** Given problem **
Transcribe the entries below exactly.

— start Data records —

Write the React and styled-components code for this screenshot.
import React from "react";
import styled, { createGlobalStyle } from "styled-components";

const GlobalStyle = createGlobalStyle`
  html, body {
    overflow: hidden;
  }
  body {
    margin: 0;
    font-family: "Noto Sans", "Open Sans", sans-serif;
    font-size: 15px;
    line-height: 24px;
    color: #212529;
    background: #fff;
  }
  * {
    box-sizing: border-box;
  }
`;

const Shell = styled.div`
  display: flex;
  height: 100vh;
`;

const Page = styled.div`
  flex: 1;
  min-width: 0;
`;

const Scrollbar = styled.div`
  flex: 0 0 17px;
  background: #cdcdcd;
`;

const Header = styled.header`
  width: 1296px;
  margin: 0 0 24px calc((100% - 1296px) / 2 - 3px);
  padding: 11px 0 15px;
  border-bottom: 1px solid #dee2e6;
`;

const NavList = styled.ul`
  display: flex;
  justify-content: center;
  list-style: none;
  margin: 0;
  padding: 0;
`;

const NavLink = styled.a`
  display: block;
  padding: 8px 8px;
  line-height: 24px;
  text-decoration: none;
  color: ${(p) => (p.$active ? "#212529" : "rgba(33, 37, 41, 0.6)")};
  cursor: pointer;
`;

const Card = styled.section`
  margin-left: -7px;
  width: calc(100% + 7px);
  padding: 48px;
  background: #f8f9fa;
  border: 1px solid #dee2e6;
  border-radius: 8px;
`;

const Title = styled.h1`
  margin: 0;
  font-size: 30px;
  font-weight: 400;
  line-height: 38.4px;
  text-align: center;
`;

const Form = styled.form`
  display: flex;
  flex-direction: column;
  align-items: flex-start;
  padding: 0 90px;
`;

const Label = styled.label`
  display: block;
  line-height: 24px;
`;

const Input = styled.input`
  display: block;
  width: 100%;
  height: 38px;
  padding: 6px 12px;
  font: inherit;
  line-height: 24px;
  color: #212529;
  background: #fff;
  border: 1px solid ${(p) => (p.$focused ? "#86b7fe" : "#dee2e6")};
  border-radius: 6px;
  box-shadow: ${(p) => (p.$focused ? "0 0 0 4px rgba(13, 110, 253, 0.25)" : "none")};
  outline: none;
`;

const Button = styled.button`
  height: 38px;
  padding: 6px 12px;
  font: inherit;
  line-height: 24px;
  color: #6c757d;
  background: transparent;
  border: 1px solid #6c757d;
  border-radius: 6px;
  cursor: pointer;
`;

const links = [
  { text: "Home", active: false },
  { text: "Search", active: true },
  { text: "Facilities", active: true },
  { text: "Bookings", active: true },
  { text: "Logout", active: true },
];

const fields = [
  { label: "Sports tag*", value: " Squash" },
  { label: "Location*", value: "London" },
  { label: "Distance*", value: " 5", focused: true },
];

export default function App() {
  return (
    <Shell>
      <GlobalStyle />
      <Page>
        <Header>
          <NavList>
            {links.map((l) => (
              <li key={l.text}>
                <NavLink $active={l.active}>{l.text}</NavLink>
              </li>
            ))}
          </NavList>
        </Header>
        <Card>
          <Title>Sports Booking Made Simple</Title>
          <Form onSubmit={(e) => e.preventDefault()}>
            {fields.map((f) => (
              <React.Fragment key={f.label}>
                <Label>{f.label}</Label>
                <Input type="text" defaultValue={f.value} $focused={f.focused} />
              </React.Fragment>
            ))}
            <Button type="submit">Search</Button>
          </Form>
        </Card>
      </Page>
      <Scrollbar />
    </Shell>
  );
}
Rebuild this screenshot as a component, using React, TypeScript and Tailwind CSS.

— end Data records —

** Output for this exercise **
Write the React and styled-components code for this screenshot.
import React from "react";
import styled, { createGlobalStyle } from "styled-components";

const GlobalStyle = createGlobalStyle`
  html, body {
    overflow: hidden;
  }
  body {
    margin: 0;
    font-family: "Noto Sans", "Open Sans", sans-serif;
    font-size: 15px;
    line-height: 24px;
    color: #212529;
    background: #fff;
  }
  * {
    box-sizing: border-box;
  }
`;

const Shell = styled.div`
  display: flex;
  height: 100vh;
`;

const Page = styled.div`
  flex: 1;
  min-width: 0;
`;

const Scrollbar = styled.div`
  flex: 0 0 17px;
  background: #cdcdcd;
`;

const Header = styled.header`
  width: 1296px;
  margin: 0 0 24px calc((100% - 1296px) / 2 - 3px);
  padding: 11px 0 15px;
  border-bottom: 1px solid #dee2e6;
`;

const NavList = styled.ul`
  display: flex;
  justify-content: center;
  list-style: none;
  margin: 0;
  padding: 0;
`;

const NavLink = styled.a`
  display: block;
  padding: 8px 8px;
  line-height: 24px;
  text-decoration: none;
  color: ${(p) => (p.$active ? "#212529" : "rgba(33, 37, 41, 0.6)")};
  cursor: pointer;
`;

const Card = styled.section`
  margin-left: -7px;
  width: calc(100% + 7px);
  padding: 48px;
  background: #f8f9fa;
  border: 1px solid #dee2e6;
  border-radius: 8px;
`;

const Title = styled.h1`
  margin: 0;
  font-size: 30px;
  font-weight: 400;
  line-height: 38.4px;
  text-align: center;
`;

const Form = styled.form`
  display: flex;
  flex-direction: column;
  align-items: flex-start;
  padding: 0 90px;
`;

const Label = styled.label`
  display: block;
  line-height: 24px;
`;

const Input = styled.input`
  display: block;
  width: 100%;
  height: 38px;
  padding: 6px 12px;
  font: inherit;
  line-height: 24px;
  color: #212529;
  background: #fff;
  border: 1px solid ${(p) => (p.$focused ? "#86b7fe" : "#dee2e6")};
  border-radius: 6px;
  box-shadow: ${(p) => (p.$focused ? "0 0 0 4px rgba(13, 110, 253, 0.25)" : "none")};
  outline: none;
`;

const Button = styled.button`
  height: 38px;
  padding: 6px 12px;
  font: inherit;
  line-height: 24px;
  color: #6c757d;
  background: transparent;
  border: 1px solid #6c757d;
  border-radius: 6px;
  cursor: pointer;
`;

const links = [
  { text: "Home", active: false },
  { text: "Search", active: true },
  { text: "Facilities", active: true },
  { text: "Bookings", active: true },
  { text: "Logout", active: true },
];

const fields = [
  { label: "Sports tag*", value: " Squash" },
  { label: "Location*", value: "London" },
  { label: "Distance*", value: " 5", focused: true },
];

export default function App() {
  return (
    <Shell>
      <GlobalStyle />
      <Page>
        <Header>
          <NavList>
            {links.map((l) => (
              <li key={l.text}>
                <NavLink $active={l.active}>{l.text}</NavLink>
              </li>
            ))}
          </NavList>
        </Header>
        <Card>
          <Title>Sports Booking Made Simple</Title>
          <Form onSubmit={(e) => e.preventDefault()}>
            {fields.map((f) => (
              <React.Fragment key={f.label}>
                <Label>{f.label}</Label>
                <Input type="text" defaultValue={f.value} $focused={f.focused} />
              </React.Fragment>
            ))}
            <Button type="submit">Search</Button>
          </Form>
        </Card>
      </Page>
      <Scrollbar />
    </Shell>
  );
}
Rebuild this screenshot as a component, using React, TypeScript and Tailwind CSS.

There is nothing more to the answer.